** Begin INFORMATION SHOWN **
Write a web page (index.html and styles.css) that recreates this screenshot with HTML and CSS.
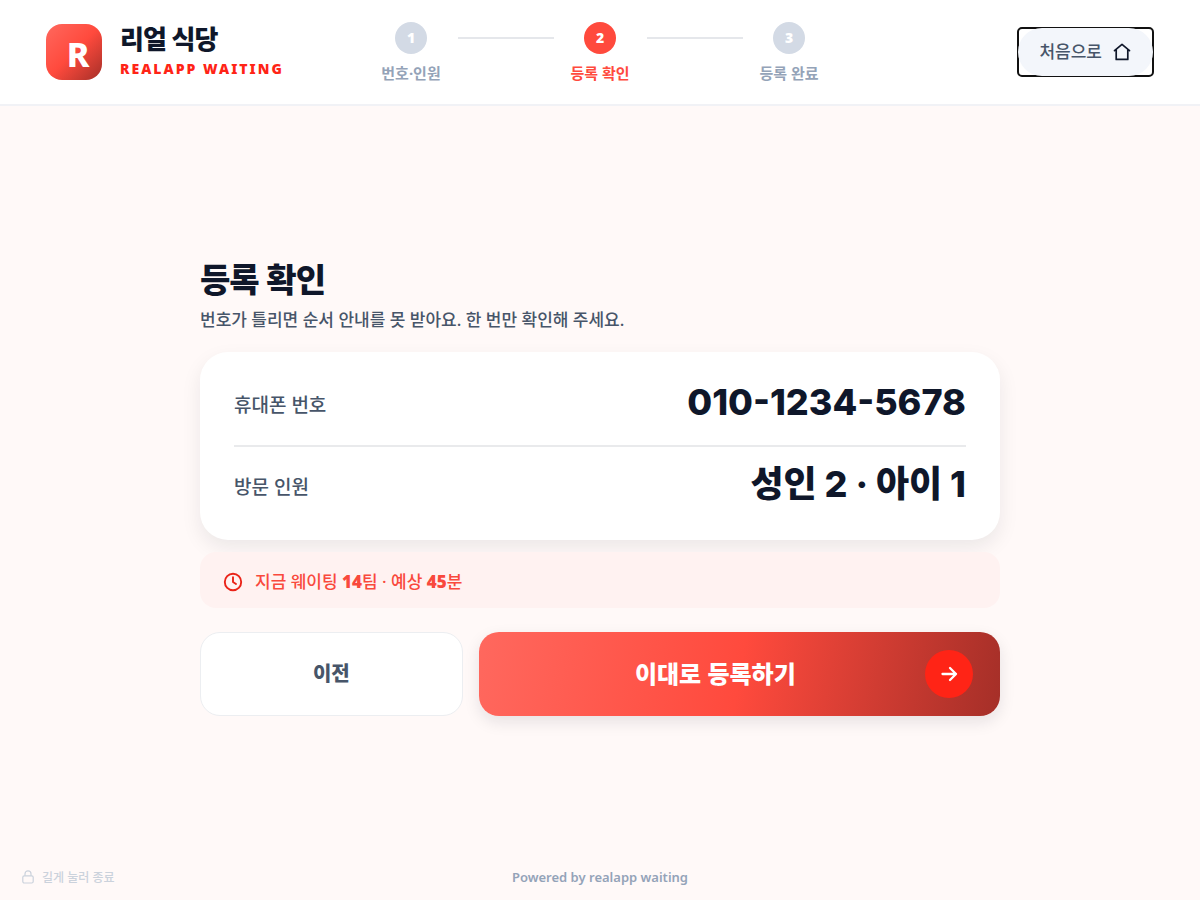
FILE: index.html
```
<!DOCTYPE html>
<html lang="ko">
<head>
    <meta charset="UTF-8">
    <meta name="viewport" content="width=device-width, initial-scale=1.0">
    <title>리얼 식당 - 등록 확인</title>
    <link rel="stylesheet" href="styles.css">
</head>
<body>
    <header class="header">
        <div class="brand">
            <div class="brand-logo">R</div>
            <div class="brand-text">
                <div class="brand-name">리얼 식당</div>
                <div class="brand-sub">REALAPP WAITING</div>
            </div>
        </div>

        <ol class="steps">
            <li class="step">
                <span class="step-number">1</span>
                <span class="step-label">번호·인원</span>
            </li>
            <li class="step-line" role="presentation"></li>
            <li class="step active" aria-current="step">
                <span class="step-number">2</span>
                <span class="step-label">등록 확인</span>
            </li>
            <li class="step-line" role="presentation"></li>
            <li class="step">
                <span class="step-number">3</span>
                <span class="step-label">등록 완료</span>
            </li>
        </ol>

        <button class="home-button" type="button">
            <span class="home-pill">
                처음으로
                <svg width="20" height="20" viewBox="0 0 20 20" fill="none" stroke="#0f172a" stroke-width="1.7" stroke-linecap="round" stroke-linejoin="round" aria-hidden="true">
                    <path d="M2.5 8.6 10 2.3l7.5 6.3M4.2 7.8V17.4h11.6V7.8"/>
                </svg>
            </span>
        </button>
    </header>

    <main class="main">
        <div class="content">
            <h1 class="title">등록 확인</h1>
            <p class="subtitle">번호가 틀리면 순서 안내를 못 받아요. 한 번만 확인해 주세요.</p>

            <dl class="card">
                <div class="card-row">
                    <dt>휴대폰 번호</dt>
                    <dd>010-1234-5678</dd>
                </div>
                <div class="card-row">
                    <dt>방문 인원</dt>
                    <dd>성인 2 · 아이 1</dd>
                </div>
            </dl>

            <div class="notice">
                <svg width="20" height="20" viewBox="0 0 20 20" fill="none" stroke="#ea2318" stroke-width="1.9" stroke-linecap="round" stroke-linejoin="round" aria-hidden="true">
                    <circle cx="10" cy="10" r="8.2"/>
                    <path d="M10 5.2V10l3 2"/>
                </svg>
                <span>지금 웨이팅 <b>14</b>팀 · 예상 <b>45</b>분</span>
            </div>

            <div class="actions">
                <button class="prev-button" type="button">이전</button>
                <button class="next-button" type="button">
                    <span class="next-label">이대로 등록하기</span>
                    <span class="next-arrow">
                        <svg width="24" height="24" viewBox="0 0 24 24" fill="none" stroke="#fff" stroke-width="2.3" stroke-linecap="round" stroke-linejoin="round" aria-hidden="true">
                            <path d="M5.5 12H19M13 6l6 6-6 6"/>
                        </svg>
                    </span>
                </button>
            </div>
        </div>
    </main>

    <footer class="footer">
        <button class="exit-button" type="button">
            <svg width="12" height="14" viewBox="0 0 12 14" fill="none" stroke="currentColor" stroke-width="1.2" stroke-linejoin="round" aria-hidden="true">
                <rect x="0.8" y="5.8" width="10.4" height="7.2" rx="1.5"/>
                <path d="M3 5.8V3.8a3 3 0 0 1 6 0v2"/>
            </svg>
            길게 눌러 종료
        </button>
        <span class="powered">Powered by realapp waiting</span>
    </footer>
</body>
</html>
```
FILE: styles.css
```
* {
    box-sizing: border-box;
}

body {
    font-family: "Noto Sans", "Noto Sans CJK KR", sans-serif;
    background-color: #fff9f8;
    color: #0f172a;
    margin: 0;
    min-height: 100vh;
    display: flex;
    flex-direction: column;
}

button {
    font-family: inherit;
    cursor: pointer;
}

svg {
    display: block;
    flex-shrink: 0;
}

/* header */
.header {
    display: grid;
    grid-template-columns: 1fr auto 1fr;
    align-items: center;
    min-height: 106px;
    padding: 0 46px;
    background-color: white;
    border-bottom: 2px solid #f1f2f6;
}

.brand {
    display: flex;
    align-items: center;
    gap: 18px;
}

.brand-logo {
    width: 56px;
    height: 56px;
    padding: 4px 0 0 8px;
    display: flex;
    align-items: center;
    justify-content: center;
    border-radius: 16px;
    background: linear-gradient(135deg, #ff685e 0%, #ff4a3d 50%, #a52f28 100%);
    color: white;
    font-size: 34px;
    font-weight: 800;
}

.brand-name {
    font-size: 26px;
    font-weight: 900;
    line-height: 32px;
    letter-spacing: -1px;
}

.brand-sub {
    margin-top: 2px;
    color: #ff2416;
    font-size: 14px;
    font-weight: 900;
    line-height: 24px;
    letter-spacing: 2px;
}

.steps {
    display: flex;
    gap: 16px;
    margin: 0;
    padding: 0;
    list-style: none;
}

.step {
    min-width: 61px;
    display: flex;
    flex-direction: column;
    align-items: center;
    gap: 9px;
    color: #94a3b8;
}

.step-number {
    width: 32px;
    height: 32px;
    display: flex;
    align-items: center;
    justify-content: center;
    border-radius: 50%;
    background-color: #d3dae5;
    color: white;
    font-size: 14px;
    font-weight: 900;
}

.step-label {
    font-size: 15px;
    font-weight: 700;
    line-height: 20px;
}

.step.active {
    color: #ff4a3d;
}

.step.active .step-number {
    background-color: #ff4a3d;
}

.step-line {
    width: 96px;
    height: 2px;
    margin-top: 15px;
    background-color: #e5e7eb;
}

.home-button {
    justify-self: end;
    padding: 0;
    border: 2px solid #111;
    border-radius: 5px;
    background-color: white;
}

.home-pill {
    display: flex;
    align-items: center;
    gap: 10px;
    margin: -1px;
    padding: 12px 21px;
    border-radius: 24px;
    background-color: #f3f6fb;
    color: #475569;
    font-size: 17px;
    font-weight: 500;
    line-height: 24px;
}

/* content */
.main {
    flex: 1;
    display: flex;
    align-items: center;
    justify-content: center;
    padding: 40px 24px 24px;
}

.content {
    width: 100%;
    max-width: 800px;
}

.title {
    margin: 0;
    font-size: 33px;
    font-weight: 900;
    line-height: 40px;
    letter-spacing: -1px;
}

.subtitle {
    margin: 8px 0 20px;
    color: #475569;
    font-size: 17px;
    font-weight: 500;
    line-height: 24px;
}

.card {
    margin: 0 0 12px;
    padding: 13px 34px;
    border-radius: 28px;
    background-color: white;
    box-shadow: 0 8px 20px rgba(15, 23, 42, 0.08);
}

.card-row {
    display: flex;
    align-items: center;
    justify-content: space-between;
    padding: 13px 0 19px;
}

.card-row + .card-row {
    border-top: 2px solid #e9eaec;
}

.card-row dt {
    padding-top: 4px;
    color: #475569;
    font-size: 19px;
    font-weight: 500;
}

.card-row dd {
    margin: 0;
    font-family: Inter, "Noto Sans CJK KR", sans-serif;
    font-size: 36px;
    font-weight: 800;
    line-height: 48px;
}

.notice {
    display: flex;
    align-items: center;
    gap: 12px;
    margin-bottom: 24px;
    padding: 18px 23px 14px;
    border-radius: 16px;
    background-color: #fff2f1;
    color: #f9493d;
    font-size: 17px;
    font-weight: 500;
    line-height: 24px;
}

.notice b {
    font-weight: 900;
}

.actions {
    display: flex;
    gap: 16px;
}

.prev-button,
.next-button {
    height: 84px;
    padding: 0 0 4px;
    border-radius: 20px;
    font-size: 24px;
    font-weight: 900;
}

.prev-button {
    flex: 1 1 0;
    border: 1px solid #eceef1;
    background-color: white;
    color: #475569;
    font-size: 20px;
}

.next-button {
    position: relative;
    flex: 2 1 0;
    border: none;
    background: linear-gradient(100deg, #ff685e 0%, #ff4a3d 50%, #a52f28 100%);
    box-shadow: 0 6px 16px rgba(15, 23, 42, 0.1);
    color: white;
}

.next-label {
    margin-right: 48px;
}

.next-arrow {
    position: absolute;
    top: 18px;
    right: 27px;
    width: 48px;
    height: 48px;
    display: flex;
    align-items: center;
    justify-content: center;
    border-radius: 50%;
    background-color: #ff2416;
}

/* footer */
.footer {
    display: grid;
    grid-template-columns: 1fr auto 1fr;
    align-items: center;
    min-height: 46px;
    padding: 0 22px;
}

.exit-button {
    justify-self: start;
    display: flex;
    align-items: center;
    gap: 8px;
    padding: 0;
    border: none;
    background: none;
    color: #cbd2dc;
    font-size: 12px;
    font-weight: 500;
}

.powered {
    color: #94a3b8;
    font-size: 13px;
    font-weight: 600;
}
```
** End INFORMATION SHOWN **
__GIVEN INSTRUCTION__.
Find every line of the data that holds the string "html", then say how many there are and nothing else.

__TASK RESPONSE__.
5